Cody Shuttle has a similar problem, but it is a good one for a tour business to have. Heggie said the only limits on the company’s October business are the ones he sets himself.
“As soon as we open our door and the park opens, we’re full,” he said. “We could book as many people as we have room for, and we have. The only question we have in October is whether we want to get bigger and take more.”
The idea of more people perpetually moving through Yellowstone and the gateway communities from April through October sounds like a nightmare for many people who moved to the Yellowstone region specifically to avoid crowds. The park’s shoulder seasons have always been seen as the time when locals can enjoy the atmosphere without the crowds.
The good news is everyone who sees the enormous potential of the October shoulder season also sees the factors that will keep the potential contained.
For one thing, nobody expects the shoulder season of October to extend through the whole month. While Cody hotels still see high occupancy, O’Leary says the first weeks of October account for most of the business they receive for the entire month.
“My experience is October is getting busier all the time,” he said. “But October’s not as strong as September. It stays busy throughout the middle part of October. Then, it starts tapering off. You could see the September business growing year over year. I’m not so sure that’s taking place in October.”
O’Leary finds new enjoyment in the latter half of October before the East Entrance closes but after the momentum of tourist travel starts ebbing away.
“When I’m in the park, the roads have been busier the first couple weeks of October. Then, it starts to slow down. The last couple of weeks of October are very enjoyable until they close the (East) Gate.”
Heggie has discovered that Yellowstone’s capacity is limited in October, which limits how many people visit the park. As the park’s hotels, general stores and gas stations close for winter, people look outside the park for their vacation amenities.
“Yellowstone can cube itself out in terms of park concessionaires and tour operators,” he said. “After Labor Day, some park services and facilities in the gateway towns close and their offerings are reduced. It’s less of a sure thing when you visit Yellowstone (in October) that you’ll have access to whatever services you like on your vacation.”
Even with the growing interest in October, Heggie said there is still a sanctity to the park. The number of visitors is increasing, but Yellowstone still feels empty.
“You nearly have the park to yourself sometimes. In the fall, it’s a whole lot easier to see everything,” he said.

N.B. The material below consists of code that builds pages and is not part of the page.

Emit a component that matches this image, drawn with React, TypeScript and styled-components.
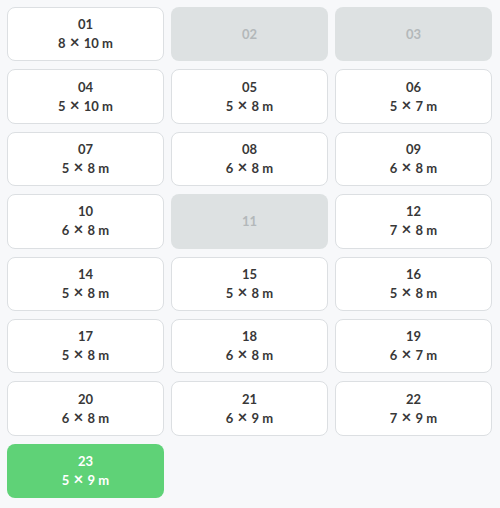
import React from 'react';
import styled, { createGlobalStyle } from 'styled-components';

const GlobalStyle = createGlobalStyle`
  html, body {
    margin: 0;
    padding: 0;
    background: #f7f8fa;
  }
  body {
    font-family: Lato, "Open Sans", sans-serif;
  }
`;

type Plot = {
  id: string;
  w?: number;
  l?: number;
  status: 'free' | 'taken' | 'selected';
};

const plots: Plot[] = [
  { id: '01', w: 8, l: 10, status: 'free' },
  { id: '02', status: 'taken' },
  { id: '03', status: 'taken' },
  { id: '04', w: 5, l: 10, status: 'free' },
  { id: '05', w: 5, l: 8, status: 'free' },
  { id: '06', w: 5, l: 7, status: 'free' },
  { id: '07', w: 5, l: 8, status: 'free' },
  { id: '08', w: 6, l: 8, status: 'free' },
  { id: '09', w: 6, l: 8, status: 'free' },
  { id: '10', w: 6, l: 8, status: 'free' },
  { id: '11', status: 'taken' },
  { id: '12', w: 7, l: 8, status: 'free' },
  { id: '14', w: 5, l: 8, status: 'free' },
  { id: '15', w: 5, l: 8, status: 'free' },
  { id: '16', w: 5, l: 8, status: 'free' },
  { id: '17', w: 5, l: 8, status: 'free' },
  { id: '18', w: 6, l: 8, status: 'free' },
  { id: '19', w: 6, l: 7, status: 'free' },
  { id: '20', w: 6, l: 8, status: 'free' },
  { id: '21', w: 6, l: 9, status: 'free' },
  { id: '22', w: 7, l: 9, status: 'free' },
  { id: '23', w: 5, l: 9, status: 'selected' },
];

const Grid = styled.div`
  display: grid;
  grid-template-columns: repeat(3, 157px);
  grid-auto-rows: 54.4px;
  column-gap: 7px;
  row-gap: 8px;
  padding: 7px 8px 7px 7px;
`;

const Cell = styled.button<{ $status: Plot['status'] }>`
  box-sizing: border-box;
  display: flex;
  flex-direction: column;
  align-items: center;
  justify-content: center;
  gap: 2px;
  margin: 0;
  padding: 0;
  border-radius: 8px;
  font-family: Lato, "Open Sans", sans-serif;
  cursor: ${p => (p.$status === 'taken' ? 'default' : 'pointer')};
  border: 1px solid
    ${p => (p.$status === 'free' ? '#dcdfe2' : 'transparent')};
  background: ${p =>
    p.$status === 'free' ? '#ffffff' : p.$status === 'taken' ? '#dde1e2' : '#5fd277'};
  color: ${p =>
    p.$status === 'free' ? '#383838' : p.$status === 'taken' ? '#b3b8ba' : '#ffffff'};
`;

const Number = styled.span`
  font-size: 13px;
  font-weight: 700;
  line-height: 17px;
`;

const Size = styled.span`
  font-size: 13px;
  font-weight: 700;
  line-height: 17px;
  white-space: pre;
`;

const Times = styled.span`
  font-size: 17px;
  font-weight: 700;
  line-height: 13px;
  margin: 0 1px;
`;

export default function App() {
  return (
    <>
      <GlobalStyle />
      <Grid>
        {plots.map(plot => (
          <Cell key={plot.id} $status={plot.status} disabled={plot.status === 'taken'}>
            <Number>{plot.id}</Number>
            {plot.w && (
              <Size>
                {plot.w} <Times>×</Times> {plot.l}{'\u202F'}m
              </Size>
            )}
          </Cell>
        ))}
      </Grid>
    </>
  );
}
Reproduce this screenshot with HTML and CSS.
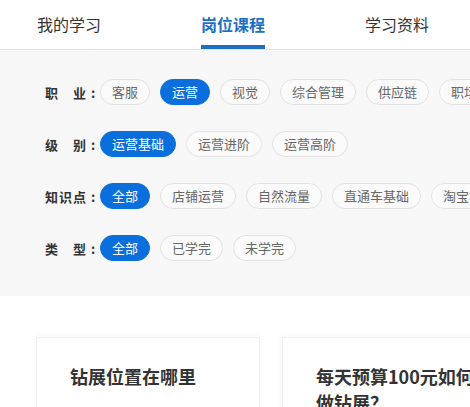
FILE: index.html
```html
<!DOCTYPE html>
<html lang="zh-CN">

  <head>
    <meta charset="UTF-8">
    <meta name="viewport" content="width=device-width, initial-scale=1.0">
    <title>岗位课程</title>
    <link rel="stylesheet" href="styles.css">
  </head>

  <body>
    <!-- 顶部切换 -->
    <div class="tabs">
      <div class="tab">我的学习</div>
      <div class="tab active">岗位课程</div>
      <div class="tab">学习资料</div>
    </div>

    <!-- 筛选条件 -->
    <div class="filter">
      <div class="row">
        <span class="label">职　业 :</span>
        <span class="chip">客服</span>
        <span class="chip on">运营</span>
        <span class="chip">视觉</span>
        <span class="chip">综合管理</span>
        <span class="chip">供应链</span>
        <span class="chip">职场技能</span>
      </div>
      <div class="row">
        <span class="label">级　别 :</span>
        <span class="chip on">运营基础</span>
        <span class="chip">运营进阶</span>
        <span class="chip">运营高阶</span>
      </div>
      <div class="row">
        <span class="label">知识点 :</span>
        <span class="chip on">全部</span>
        <span class="chip">店铺运营</span>
        <span class="chip">自然流量</span>
        <span class="chip">直通车基础</span>
        <span class="chip">淘宝客</span>
      </div>
      <div class="row">
        <span class="label">类　型 :</span>
        <span class="chip on">全部</span>
        <span class="chip">已学完</span>
        <span class="chip">未学完</span>
      </div>
    </div>

    <!-- 课程卡片 -->
    <div class="cards">
      <div class="card">
        <div class="title">钻展位置在哪里</div>
      </div>
      <div class="card">
        <div class="title">每天预算100元如何做钻展？</div>
      </div>
    </div>
  </body>

</html>
```

FILE: styles.css
```css
* {
  margin: 0;
  padding: 0;
  box-sizing: border-box;
}

body {
  width: 470px;
  height: 407px;
  overflow: hidden;
  background-color: #fff;
  font-family: "Microsoft YaHei", "Noto Sans CJK SC", sans-serif;
  color: #333;
}

.tabs {
  display: flex;
  gap: 100px;
  padding-left: 37px;
  height: 50px;
  border-bottom: 1px solid #e3e3e3;
  white-space: nowrap;
}

.tab {
  height: 49px;
  padding-top: 4px;
  line-height: 41px;
  font-size: 16px;
  color: #333;
  border-bottom: 4px solid transparent;
}

.tab.active {
  color: #1d6fc3;
  font-weight: bold;
  border-bottom-color: #1d6fc3;
}

.filter {
  background-color: #f7f7f7;
  padding: 29px 0 35px 45px;
  display: flex;
  flex-direction: column;
  gap: 26px;
}

.row {
  display: flex;
  align-items: center;
  gap: 10px;
  height: 26px;
  white-space: nowrap;
}

.label {
  flex-shrink: 0;
  width: 55px;
  margin-right: -10px;
  font-size: 13px;
  font-weight: bold;
  color: #333;
  letter-spacing: 1px;
}

.chip {
  flex-shrink: 0;
  height: 26px;
  line-height: 24px;
  padding: 0 11px;
  font-size: 13px;
  color: #666;
  background-color: #fafafa;
  border: 1px solid #e2e2e2;
  border-radius: 13px;
}

.chip.on {
  color: #fff;
  background-color: #0a6fdc;
  border-color: #0a6fdc;
}

.cards {
  display: flex;
  gap: 22px;
  padding: 41px 0 0 36px;
}

.card {
  flex-shrink: 0;
  width: 224px;
  height: 120px;
  padding: 25px 14px 0 33px;
  border: 1px solid #f0f0f0;
  box-shadow: 0 0 6px rgba(0, 0, 0, 0.05);
}

.title {
  font-size: 18px;
  font-weight: bold;
  line-height: 26px;
  color: #333;
}
```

October in Yellowstone will never be July or August. The capacity of the park and its gateway communities will always be an intractable barrier to tourism, no matter how high the demand for a robust shoulder season might go.
But in Heggie’s experience, there’s a strong future in October. The critical question is how much the park, its gateway communities and theirbusinesses want to accommodate it.
“I can say with great certainty — the season doesn’t matter,” he said. “Whether it’s the spring shoulder season, the summer peak season, or the fall shoulder season, pick a number of people you want to service on a given day, and you will fill that up. It’s not an endless demand, but it’s near endless. And that very much includes October.”